La médiation recommande de réintroduire les neurosciences dans le HBP, sous la forme de modules de travail regroupés dans une division transversale. Les neurosciences doivent aussi conserver leur droit de vote et leur siège au sein du bureau des directeurs du HBP.
Initialement « vendu » comme un projet visant à accroître les connaissances sur le cerveau humain, le HBP n’a-t-il pas dérivé vers un projet purement technologique ?
Le Human Brain ne sera un succès que si les neurosciences et les technologies de l’information et de la communication parviennent à établir d’intenses collaborations, synergiques et équilibrées. La mise en œuvre d’expériences spécifiques, en neurosciences, est indispensable pour alimenter les plates-formes en connaissances nouvelles, mais aussi pour développer des outils très sophistiqués ayant une réelle valeur scientifique.
Votre rapport sera-t-il modifié, après son examen par les directeurs du HBP ?

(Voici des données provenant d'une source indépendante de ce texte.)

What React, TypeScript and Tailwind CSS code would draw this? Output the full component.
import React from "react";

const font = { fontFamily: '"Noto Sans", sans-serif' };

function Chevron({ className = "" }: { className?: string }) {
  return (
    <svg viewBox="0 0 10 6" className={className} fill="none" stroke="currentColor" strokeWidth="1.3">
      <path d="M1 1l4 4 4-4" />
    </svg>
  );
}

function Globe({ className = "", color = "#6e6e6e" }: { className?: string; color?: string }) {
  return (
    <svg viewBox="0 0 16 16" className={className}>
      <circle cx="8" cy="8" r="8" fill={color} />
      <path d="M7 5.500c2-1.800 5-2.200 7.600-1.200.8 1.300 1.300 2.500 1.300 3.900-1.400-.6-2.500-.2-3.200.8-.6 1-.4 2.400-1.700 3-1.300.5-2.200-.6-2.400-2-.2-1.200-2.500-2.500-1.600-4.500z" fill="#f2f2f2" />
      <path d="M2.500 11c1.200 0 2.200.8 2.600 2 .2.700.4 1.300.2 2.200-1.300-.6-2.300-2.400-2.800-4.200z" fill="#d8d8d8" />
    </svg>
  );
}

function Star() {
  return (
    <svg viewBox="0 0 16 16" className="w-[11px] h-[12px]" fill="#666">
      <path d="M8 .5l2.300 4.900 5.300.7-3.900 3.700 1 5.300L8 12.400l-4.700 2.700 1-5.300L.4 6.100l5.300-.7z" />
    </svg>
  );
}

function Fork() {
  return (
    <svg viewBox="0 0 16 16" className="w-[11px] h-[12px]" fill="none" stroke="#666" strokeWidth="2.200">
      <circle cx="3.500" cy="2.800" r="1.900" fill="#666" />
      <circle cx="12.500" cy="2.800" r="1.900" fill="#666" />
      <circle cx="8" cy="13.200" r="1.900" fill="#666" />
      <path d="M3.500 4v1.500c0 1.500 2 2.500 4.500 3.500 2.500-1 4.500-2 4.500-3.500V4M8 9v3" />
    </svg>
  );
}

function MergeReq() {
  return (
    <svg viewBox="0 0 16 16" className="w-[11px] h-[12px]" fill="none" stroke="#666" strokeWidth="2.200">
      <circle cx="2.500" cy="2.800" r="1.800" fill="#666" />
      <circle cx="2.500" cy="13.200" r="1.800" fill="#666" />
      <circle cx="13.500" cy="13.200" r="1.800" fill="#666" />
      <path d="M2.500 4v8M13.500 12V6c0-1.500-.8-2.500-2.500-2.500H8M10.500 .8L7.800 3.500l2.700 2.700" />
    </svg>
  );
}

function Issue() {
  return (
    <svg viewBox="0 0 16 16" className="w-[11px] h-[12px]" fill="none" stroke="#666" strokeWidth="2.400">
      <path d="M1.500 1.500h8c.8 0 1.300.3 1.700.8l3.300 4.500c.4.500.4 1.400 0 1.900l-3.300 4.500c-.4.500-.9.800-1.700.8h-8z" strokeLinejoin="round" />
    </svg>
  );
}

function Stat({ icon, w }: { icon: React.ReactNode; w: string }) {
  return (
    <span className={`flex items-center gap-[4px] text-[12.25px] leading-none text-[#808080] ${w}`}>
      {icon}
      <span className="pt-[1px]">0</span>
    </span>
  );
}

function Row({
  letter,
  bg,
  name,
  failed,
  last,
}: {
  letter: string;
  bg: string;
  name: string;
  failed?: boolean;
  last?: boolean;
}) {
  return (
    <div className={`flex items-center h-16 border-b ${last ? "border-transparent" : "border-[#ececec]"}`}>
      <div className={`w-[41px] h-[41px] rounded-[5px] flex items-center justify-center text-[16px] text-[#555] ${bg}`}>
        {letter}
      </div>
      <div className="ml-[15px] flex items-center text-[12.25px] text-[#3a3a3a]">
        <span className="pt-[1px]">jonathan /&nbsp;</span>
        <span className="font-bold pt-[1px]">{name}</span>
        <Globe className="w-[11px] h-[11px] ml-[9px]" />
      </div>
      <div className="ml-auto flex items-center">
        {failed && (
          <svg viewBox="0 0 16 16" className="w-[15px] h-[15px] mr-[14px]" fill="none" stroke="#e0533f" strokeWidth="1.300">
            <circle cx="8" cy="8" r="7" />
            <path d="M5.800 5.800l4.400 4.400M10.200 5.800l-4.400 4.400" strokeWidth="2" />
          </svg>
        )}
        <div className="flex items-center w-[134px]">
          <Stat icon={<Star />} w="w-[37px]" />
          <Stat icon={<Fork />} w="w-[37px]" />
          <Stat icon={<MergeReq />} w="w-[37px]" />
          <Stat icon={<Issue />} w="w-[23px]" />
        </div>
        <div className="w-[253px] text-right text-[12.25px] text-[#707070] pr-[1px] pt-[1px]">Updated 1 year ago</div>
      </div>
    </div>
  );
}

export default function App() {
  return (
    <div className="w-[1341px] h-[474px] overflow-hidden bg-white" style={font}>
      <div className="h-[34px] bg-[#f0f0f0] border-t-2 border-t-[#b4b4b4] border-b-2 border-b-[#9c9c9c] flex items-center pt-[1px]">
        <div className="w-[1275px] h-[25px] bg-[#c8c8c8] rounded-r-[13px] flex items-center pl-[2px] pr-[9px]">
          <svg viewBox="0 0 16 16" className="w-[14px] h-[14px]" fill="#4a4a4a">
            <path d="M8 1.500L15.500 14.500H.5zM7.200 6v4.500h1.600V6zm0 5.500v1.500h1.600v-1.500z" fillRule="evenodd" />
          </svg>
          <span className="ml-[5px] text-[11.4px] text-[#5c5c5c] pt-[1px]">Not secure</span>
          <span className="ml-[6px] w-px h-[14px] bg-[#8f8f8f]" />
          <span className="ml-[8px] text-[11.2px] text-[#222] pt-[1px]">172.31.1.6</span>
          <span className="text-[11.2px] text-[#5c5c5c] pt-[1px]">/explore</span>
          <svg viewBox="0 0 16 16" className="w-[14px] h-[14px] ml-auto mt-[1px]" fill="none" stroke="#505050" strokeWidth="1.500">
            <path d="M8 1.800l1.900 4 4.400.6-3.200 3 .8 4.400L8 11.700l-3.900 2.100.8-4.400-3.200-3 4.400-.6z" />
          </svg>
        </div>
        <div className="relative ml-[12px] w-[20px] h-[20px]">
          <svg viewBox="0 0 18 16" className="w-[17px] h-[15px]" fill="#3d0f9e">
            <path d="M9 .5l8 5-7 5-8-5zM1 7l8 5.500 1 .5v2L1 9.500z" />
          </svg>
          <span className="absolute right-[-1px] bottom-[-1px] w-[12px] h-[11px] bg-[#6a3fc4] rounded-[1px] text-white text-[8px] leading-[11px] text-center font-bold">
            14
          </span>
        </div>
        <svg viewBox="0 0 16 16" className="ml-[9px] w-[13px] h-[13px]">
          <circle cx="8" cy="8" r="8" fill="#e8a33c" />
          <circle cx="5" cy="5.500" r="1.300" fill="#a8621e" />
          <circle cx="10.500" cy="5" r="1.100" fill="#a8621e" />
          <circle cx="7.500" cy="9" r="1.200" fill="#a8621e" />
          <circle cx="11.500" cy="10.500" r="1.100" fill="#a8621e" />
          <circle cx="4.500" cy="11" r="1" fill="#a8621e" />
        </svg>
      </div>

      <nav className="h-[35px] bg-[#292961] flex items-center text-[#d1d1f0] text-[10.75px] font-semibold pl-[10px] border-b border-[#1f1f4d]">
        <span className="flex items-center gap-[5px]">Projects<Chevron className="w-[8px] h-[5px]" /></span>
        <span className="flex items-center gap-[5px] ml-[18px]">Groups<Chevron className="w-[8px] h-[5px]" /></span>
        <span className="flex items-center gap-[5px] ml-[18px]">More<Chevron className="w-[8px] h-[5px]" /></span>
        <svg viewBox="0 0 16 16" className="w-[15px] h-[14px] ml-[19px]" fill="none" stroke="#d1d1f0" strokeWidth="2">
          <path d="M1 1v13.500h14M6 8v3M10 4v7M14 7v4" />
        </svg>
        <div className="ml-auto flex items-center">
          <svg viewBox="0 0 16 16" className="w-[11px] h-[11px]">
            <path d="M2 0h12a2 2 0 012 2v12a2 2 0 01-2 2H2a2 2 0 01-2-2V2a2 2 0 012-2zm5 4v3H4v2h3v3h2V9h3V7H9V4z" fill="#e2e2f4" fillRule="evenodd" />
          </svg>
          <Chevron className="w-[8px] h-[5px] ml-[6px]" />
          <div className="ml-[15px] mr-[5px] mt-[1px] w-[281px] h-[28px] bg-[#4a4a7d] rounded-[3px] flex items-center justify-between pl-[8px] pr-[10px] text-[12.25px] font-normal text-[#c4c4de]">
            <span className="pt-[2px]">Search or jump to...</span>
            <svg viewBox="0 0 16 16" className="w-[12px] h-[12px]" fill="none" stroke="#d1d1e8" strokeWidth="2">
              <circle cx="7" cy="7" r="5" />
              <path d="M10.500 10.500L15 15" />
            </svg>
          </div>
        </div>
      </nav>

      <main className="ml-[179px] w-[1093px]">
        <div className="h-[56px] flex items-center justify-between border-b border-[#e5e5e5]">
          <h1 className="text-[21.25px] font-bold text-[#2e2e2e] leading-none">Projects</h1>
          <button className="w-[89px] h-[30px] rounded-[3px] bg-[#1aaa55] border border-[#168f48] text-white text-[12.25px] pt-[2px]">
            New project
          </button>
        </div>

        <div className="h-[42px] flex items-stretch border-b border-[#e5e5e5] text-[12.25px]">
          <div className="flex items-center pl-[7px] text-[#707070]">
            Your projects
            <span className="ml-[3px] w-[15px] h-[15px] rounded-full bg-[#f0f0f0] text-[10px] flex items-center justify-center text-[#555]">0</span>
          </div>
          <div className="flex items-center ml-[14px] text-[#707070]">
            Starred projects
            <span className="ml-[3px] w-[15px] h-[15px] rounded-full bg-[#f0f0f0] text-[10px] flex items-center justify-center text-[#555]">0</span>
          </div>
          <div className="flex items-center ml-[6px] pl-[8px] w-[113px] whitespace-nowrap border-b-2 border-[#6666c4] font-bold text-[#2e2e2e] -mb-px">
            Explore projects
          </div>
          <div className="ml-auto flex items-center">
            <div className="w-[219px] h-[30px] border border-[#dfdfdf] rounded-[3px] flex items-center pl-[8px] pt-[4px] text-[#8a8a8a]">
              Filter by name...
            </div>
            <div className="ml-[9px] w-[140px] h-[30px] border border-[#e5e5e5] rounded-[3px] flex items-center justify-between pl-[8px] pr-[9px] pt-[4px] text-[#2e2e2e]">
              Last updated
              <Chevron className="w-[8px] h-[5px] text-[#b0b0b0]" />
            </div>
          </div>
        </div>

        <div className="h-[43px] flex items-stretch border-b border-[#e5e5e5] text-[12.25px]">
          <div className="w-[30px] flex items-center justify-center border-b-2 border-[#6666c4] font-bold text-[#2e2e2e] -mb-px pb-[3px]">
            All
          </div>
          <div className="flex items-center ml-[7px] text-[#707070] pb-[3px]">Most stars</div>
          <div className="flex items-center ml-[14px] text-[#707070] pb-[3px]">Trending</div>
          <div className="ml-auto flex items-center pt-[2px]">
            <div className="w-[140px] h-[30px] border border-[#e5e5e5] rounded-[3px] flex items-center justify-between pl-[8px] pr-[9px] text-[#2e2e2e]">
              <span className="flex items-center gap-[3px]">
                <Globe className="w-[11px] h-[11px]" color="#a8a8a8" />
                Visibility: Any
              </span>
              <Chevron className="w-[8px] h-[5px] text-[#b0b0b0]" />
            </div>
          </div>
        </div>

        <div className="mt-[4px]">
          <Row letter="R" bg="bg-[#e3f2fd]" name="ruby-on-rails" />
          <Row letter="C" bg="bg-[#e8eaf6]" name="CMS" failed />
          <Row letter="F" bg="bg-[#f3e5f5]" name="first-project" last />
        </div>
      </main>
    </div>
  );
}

Aucun changement majeur n’y sera apporté. Mais nous ne pouvons pas publier ce rapport avant que les directeurs du HBP aient pris une décision concernant nos recommandations. La médiation considérera qu’elle a réussi sa mission si toutes ses recommandations sont mises en œuvre dans la suite du projet. Etablies après de très nombreuses discussions avec des scientifiques d’opinions variées, nos recommandations sont raisonnables. Certaines seront peut-être difficiles à « digérer » par ceux qui se sont énormément impliqués dans ce projet, mais j’espère vraiment que chacun agira dans un esprit constructif.
Comment le succès du HBP sera-t-il évalué ?
Par ses publications scientifiques, tout d’abord. Mais aussi par la mesure de l’utilisation effective de ses plates-formes technologiques par la communauté des neurosciences. Il faudra également montrer que cette utilisation conduit à des résultats scientifiques qui n’auraient pas été obtenus autrement.
On dit parfois que le futur succès de ce projet est entre mes mains. Mais je suis convaincu qu’il repose non seulement sur les coordinateurs du HBP et sur ses treize directeurs de division, mais aussi sur la centaine de scientifiques responsables des « modules de travail » du projet. Que tous prennent leurs responsabilités.